*Directions*. Copy everything in the listing below word for word, apart from any images.

*Collected material*.
--*--
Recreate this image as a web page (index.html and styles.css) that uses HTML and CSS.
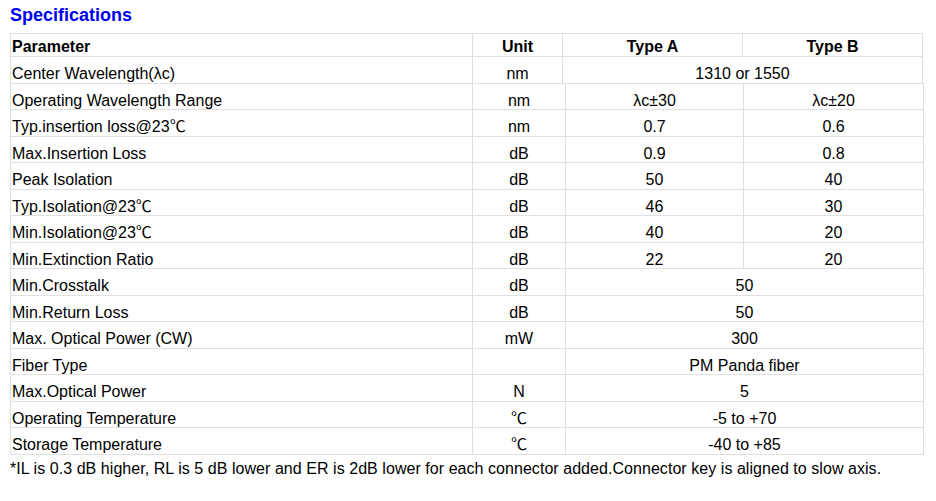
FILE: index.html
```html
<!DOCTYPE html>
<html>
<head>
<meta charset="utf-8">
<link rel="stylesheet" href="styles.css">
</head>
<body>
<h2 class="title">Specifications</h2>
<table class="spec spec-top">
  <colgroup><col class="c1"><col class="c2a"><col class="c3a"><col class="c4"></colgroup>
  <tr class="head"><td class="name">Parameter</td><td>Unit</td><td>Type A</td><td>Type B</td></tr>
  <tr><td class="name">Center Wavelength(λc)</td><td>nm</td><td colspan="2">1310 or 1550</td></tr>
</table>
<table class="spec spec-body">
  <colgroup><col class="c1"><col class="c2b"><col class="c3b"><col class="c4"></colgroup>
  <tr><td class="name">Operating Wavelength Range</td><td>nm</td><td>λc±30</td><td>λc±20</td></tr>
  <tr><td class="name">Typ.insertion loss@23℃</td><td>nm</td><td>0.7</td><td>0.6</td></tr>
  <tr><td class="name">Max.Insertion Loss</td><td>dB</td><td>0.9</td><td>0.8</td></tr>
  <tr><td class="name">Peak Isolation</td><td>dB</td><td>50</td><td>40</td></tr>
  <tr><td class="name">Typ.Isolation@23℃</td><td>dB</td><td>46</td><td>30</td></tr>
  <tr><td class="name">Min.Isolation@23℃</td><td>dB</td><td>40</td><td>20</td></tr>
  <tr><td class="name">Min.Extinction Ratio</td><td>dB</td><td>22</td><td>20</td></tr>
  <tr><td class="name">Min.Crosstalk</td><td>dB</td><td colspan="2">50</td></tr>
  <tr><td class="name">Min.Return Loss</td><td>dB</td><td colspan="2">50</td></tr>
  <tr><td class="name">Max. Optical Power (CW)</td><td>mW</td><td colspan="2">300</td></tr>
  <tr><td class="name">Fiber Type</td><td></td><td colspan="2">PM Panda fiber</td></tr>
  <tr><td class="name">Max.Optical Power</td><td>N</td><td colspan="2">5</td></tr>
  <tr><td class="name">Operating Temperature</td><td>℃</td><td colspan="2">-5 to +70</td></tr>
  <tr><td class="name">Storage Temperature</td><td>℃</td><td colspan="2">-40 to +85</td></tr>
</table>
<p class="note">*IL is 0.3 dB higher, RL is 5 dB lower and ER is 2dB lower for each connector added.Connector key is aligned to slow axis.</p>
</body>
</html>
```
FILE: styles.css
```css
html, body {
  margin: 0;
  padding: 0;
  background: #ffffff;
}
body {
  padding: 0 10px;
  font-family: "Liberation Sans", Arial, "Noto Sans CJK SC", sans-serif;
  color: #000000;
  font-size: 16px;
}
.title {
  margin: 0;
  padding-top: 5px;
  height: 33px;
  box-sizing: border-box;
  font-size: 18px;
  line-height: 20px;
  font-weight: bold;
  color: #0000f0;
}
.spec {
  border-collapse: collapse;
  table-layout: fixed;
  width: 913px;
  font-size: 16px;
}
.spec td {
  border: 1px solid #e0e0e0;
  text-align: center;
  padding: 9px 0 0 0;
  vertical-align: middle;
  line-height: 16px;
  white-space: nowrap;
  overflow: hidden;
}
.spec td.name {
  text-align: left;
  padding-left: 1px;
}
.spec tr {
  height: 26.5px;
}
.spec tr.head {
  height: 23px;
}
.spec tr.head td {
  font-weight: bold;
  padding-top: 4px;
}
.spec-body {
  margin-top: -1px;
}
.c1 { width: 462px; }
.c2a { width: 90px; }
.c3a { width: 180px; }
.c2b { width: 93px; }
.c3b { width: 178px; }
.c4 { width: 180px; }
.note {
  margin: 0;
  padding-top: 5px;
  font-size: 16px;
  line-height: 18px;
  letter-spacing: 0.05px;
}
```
--*--
*The completed task*.
Recreate this image as a web page (index.html and styles.css) that uses HTML and CSS.
FILE: index.html
```html
<!DOCTYPE html>
<html>
<head>
<meta charset="utf-8">
<link rel="stylesheet" href="styles.css">
</head>
<body>
<h2 class="title">Specifications</h2>
<table class="spec spec-top">
  <colgroup><col class="c1"><col class="c2a"><col class="c3a"><col class="c4"></colgroup>
  <tr class="head"><td class="name">Parameter</td><td>Unit</td><td>Type A</td><td>Type B</td></tr>
  <tr><td class="name">Center Wavelength(λc)</td><td>nm</td><td colspan="2">1310 or 1550</td></tr>
</table>
<table class="spec spec-body">
  <colgroup><col class="c1"><col class="c2b"><col class="c3b"><col class="c4"></colgroup>
  <tr><td class="name">Operating Wavelength Range</td><td>nm</td><td>λc±30</td><td>λc±20</td></tr>
  <tr><td class="name">Typ.insertion loss@23℃</td><td>nm</td><td>0.7</td><td>0.6</td></tr>
  <tr><td class="name">Max.Insertion Loss</td><td>dB</td><td>0.9</td><td>0.8</td></tr>
  <tr><td class="name">Peak Isolation</td><td>dB</td><td>50</td><td>40</td></tr>
  <tr><td class="name">Typ.Isolation@23℃</td><td>dB</td><td>46</td><td>30</td></tr>
  <tr><td class="name">Min.Isolation@23℃</td><td>dB</td><td>40</td><td>20</td></tr>
  <tr><td class="name">Min.Extinction Ratio</td><td>dB</td><td>22</td><td>20</td></tr>
  <tr><td class="name">Min.Crosstalk</td><td>dB</td><td colspan="2">50</td></tr>
  <tr><td class="name">Min.Return Loss</td><td>dB</td><td colspan="2">50</td></tr>
  <tr><td class="name">Max. Optical Power (CW)</td><td>mW</td><td colspan="2">300</td></tr>
  <tr><td class="name">Fiber Type</td><td></td><td colspan="2">PM Panda fiber</td></tr>
  <tr><td class="name">Max.Optical Power</td><td>N</td><td colspan="2">5</td></tr>
  <tr><td class="name">Operating Temperature</td><td>℃</td><td colspan="2">-5 to +70</td></tr>
  <tr><td class="name">Storage Temperature</td><td>℃</td><td colspan="2">-40 to +85</td></tr>
</table>
<p class="note">*IL is 0.3 dB higher, RL is 5 dB lower and ER is 2dB lower for each connector added.Connector key is aligned to slow axis.</p>
</body>
</html>
```
FILE: styles.css
```css
html, body {
  margin: 0;
  padding: 0;
  background: #ffffff;
}
body {
  padding: 0 10px;
  font-family: "Liberation Sans", Arial, "Noto Sans CJK SC", sans-serif;
  color: #000000;
  font-size: 16px;
}
.title {
  margin: 0;
  padding-top: 5px;
  height: 33px;
  box-sizing: border-box;
  font-size: 18px;
  line-height: 20px;
  font-weight: bold;
  color: #0000f0;
}
.spec {
  border-collapse: collapse;
  table-layout: fixed;
  width: 913px;
  font-size: 16px;
}
.spec td {
  border: 1px solid #e0e0e0;
  text-align: center;
  padding: 9px 0 0 0;
  vertical-align: middle;
  line-height: 16px;
  white-space: nowrap;
  overflow: hidden;
}
.spec td.name {
  text-align: left;
  padding-left: 1px;
}
.spec tr {
  height: 26.5px;
}
.spec tr.head {
  height: 23px;
}
.spec tr.head td {
  font-weight: bold;
  padding-top: 4px;
}
.spec-body {
  margin-top: -1px;
}
.c1 { width: 462px; }
.c2a { width: 90px; }
.c3a { width: 180px; }
.c2b { width: 93px; }
.c3b { width: 178px; }
.c4 { width: 180px; }
.note {
  margin: 0;
  padding-top: 5px;
  font-size: 16px;
  line-height: 18px;
  letter-spacing: 0.05px;
}
```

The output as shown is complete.